Data lines:
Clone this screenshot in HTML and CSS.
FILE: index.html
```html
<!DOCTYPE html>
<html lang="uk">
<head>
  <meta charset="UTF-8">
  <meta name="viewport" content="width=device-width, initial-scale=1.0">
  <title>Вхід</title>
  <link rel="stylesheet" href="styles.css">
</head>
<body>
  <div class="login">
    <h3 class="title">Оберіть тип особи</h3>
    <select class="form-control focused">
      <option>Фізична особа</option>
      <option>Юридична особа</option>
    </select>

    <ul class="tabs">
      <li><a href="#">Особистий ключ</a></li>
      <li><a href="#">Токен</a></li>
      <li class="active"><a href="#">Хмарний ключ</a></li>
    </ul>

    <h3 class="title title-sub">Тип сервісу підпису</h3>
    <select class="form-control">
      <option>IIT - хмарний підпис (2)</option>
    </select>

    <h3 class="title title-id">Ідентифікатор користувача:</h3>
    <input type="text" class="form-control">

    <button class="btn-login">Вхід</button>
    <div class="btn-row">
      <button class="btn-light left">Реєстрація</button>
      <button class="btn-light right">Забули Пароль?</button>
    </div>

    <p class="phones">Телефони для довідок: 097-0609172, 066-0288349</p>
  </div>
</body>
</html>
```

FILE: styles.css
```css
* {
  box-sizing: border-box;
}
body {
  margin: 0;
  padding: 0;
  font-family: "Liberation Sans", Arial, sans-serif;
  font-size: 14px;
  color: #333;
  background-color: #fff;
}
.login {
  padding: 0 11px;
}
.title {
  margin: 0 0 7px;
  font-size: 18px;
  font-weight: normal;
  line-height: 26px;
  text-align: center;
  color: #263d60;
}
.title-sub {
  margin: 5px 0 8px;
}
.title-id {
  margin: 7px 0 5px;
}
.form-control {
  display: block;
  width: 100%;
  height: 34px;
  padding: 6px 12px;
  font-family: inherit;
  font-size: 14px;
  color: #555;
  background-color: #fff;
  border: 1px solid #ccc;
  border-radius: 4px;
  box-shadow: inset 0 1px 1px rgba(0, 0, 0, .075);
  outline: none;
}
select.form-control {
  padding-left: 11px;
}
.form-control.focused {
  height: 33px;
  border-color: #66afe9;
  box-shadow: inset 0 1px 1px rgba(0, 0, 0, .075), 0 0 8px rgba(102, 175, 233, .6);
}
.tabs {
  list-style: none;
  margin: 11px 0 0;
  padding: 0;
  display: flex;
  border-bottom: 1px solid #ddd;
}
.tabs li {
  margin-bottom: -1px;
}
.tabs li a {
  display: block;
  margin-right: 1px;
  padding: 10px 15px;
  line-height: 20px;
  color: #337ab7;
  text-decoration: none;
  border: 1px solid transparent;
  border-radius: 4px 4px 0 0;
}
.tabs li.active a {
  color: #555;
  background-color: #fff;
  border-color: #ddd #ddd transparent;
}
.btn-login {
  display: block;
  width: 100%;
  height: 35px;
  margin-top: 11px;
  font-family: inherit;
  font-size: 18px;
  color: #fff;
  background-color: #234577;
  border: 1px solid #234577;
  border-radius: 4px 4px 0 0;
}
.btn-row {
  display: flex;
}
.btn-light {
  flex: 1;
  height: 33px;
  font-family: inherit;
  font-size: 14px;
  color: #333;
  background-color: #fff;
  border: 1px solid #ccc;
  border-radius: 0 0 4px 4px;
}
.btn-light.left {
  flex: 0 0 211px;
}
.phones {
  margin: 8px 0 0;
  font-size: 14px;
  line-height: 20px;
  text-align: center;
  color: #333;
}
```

Instruction:
Reproduce the listing above verbatim, from first line to last.

The result:
Clone this screenshot in HTML and CSS.
FILE: index.html
```html
<!DOCTYPE html>
<html lang="uk">
<head>
  <meta charset="UTF-8">
  <meta name="viewport" content="width=device-width, initial-scale=1.0">
  <title>Вхід</title>
  <link rel="stylesheet" href="styles.css">
</head>
<body>
  <div class="login">
    <h3 class="title">Оберіть тип особи</h3>
    <select class="form-control focused">
      <option>Фізична особа</option>
      <option>Юридична особа</option>
    </select>

    <ul class="tabs">
      <li><a href="#">Особистий ключ</a></li>
      <li><a href="#">Токен</a></li>
      <li class="active"><a href="#">Хмарний ключ</a></li>
    </ul>

    <h3 class="title title-sub">Тип сервісу підпису</h3>
    <select class="form-control">
      <option>IIT - хмарний підпис (2)</option>
    </select>

    <h3 class="title title-id">Ідентифікатор користувача:</h3>
    <input type="text" class="form-control">

    <button class="btn-login">Вхід</button>
    <div class="btn-row">
      <button class="btn-light left">Реєстрація</button>
      <button class="btn-light right">Забули Пароль?</button>
    </div>

    <p class="phones">Телефони для довідок: 097-0609172, 066-0288349</p>
  </div>
</body>
</html>
```

FILE: styles.css
```css
* {
  box-sizing: border-box;
}
body {
  margin: 0;
  padding: 0;
  font-family: "Liberation Sans", Arial, sans-serif;
  font-size: 14px;
  color: #333;
  background-color: #fff;
}
.login {
  padding: 0 11px;
}
.title {
  margin: 0 0 7px;
  font-size: 18px;
  font-weight: normal;
  line-height: 26px;
  text-align: center;
  color: #263d60;
}
.title-sub {
  margin: 5px 0 8px;
}
.title-id {
  margin: 7px 0 5px;
}
.form-control {
  display: block;
  width: 100%;
  height: 34px;
  padding: 6px 12px;
  font-family: inherit;
  font-size: 14px;
  color: #555;
  background-color: #fff;
  border: 1px solid #ccc;
  border-radius: 4px;
  box-shadow: inset 0 1px 1px rgba(0, 0, 0, .075);
  outline: none;
}
select.form-control {
  padding-left: 11px;
}
.form-control.focused {
  height: 33px;
  border-color: #66afe9;
  box-shadow: inset 0 1px 1px rgba(0, 0, 0, .075), 0 0 8px rgba(102, 175, 233, .6);
}
.tabs {
  list-style: none;
  margin: 11px 0 0;
  padding: 0;
  display: flex;
  border-bottom: 1px solid #ddd;
}
.tabs li {
  margin-bottom: -1px;
}
.tabs li a {
  display: block;
  margin-right: 1px;
  padding: 10px 15px;
  line-height: 20px;
  color: #337ab7;
  text-decoration: none;
  border: 1px solid transparent;
  border-radius: 4px 4px 0 0;
}
.tabs li.active a {
  color: #555;
  background-color: #fff;
  border-color: #ddd #ddd transparent;
}
.btn-login {
  display: block;
  width: 100%;
  height: 35px;
  margin-top: 11px;
  font-family: inherit;
  font-size: 18px;
  color: #fff;
  background-color: #234577;
  border: 1px solid #234577;
  border-radius: 4px 4px 0 0;
}
.btn-row {
  display: flex;
}
.btn-light {
  flex: 1;
  height: 33px;
  font-family: inherit;
  font-size: 14px;
  color: #333;
  background-color: #fff;
  border: 1px solid #ccc;
  border-radius: 0 0 4px 4px;
}
.btn-light.left {
  flex: 0 0 211px;
}
.phones {
  margin: 8px 0 0;
  font-size: 14px;
  line-height: 20px;
  text-align: center;
  color: #333;
}
```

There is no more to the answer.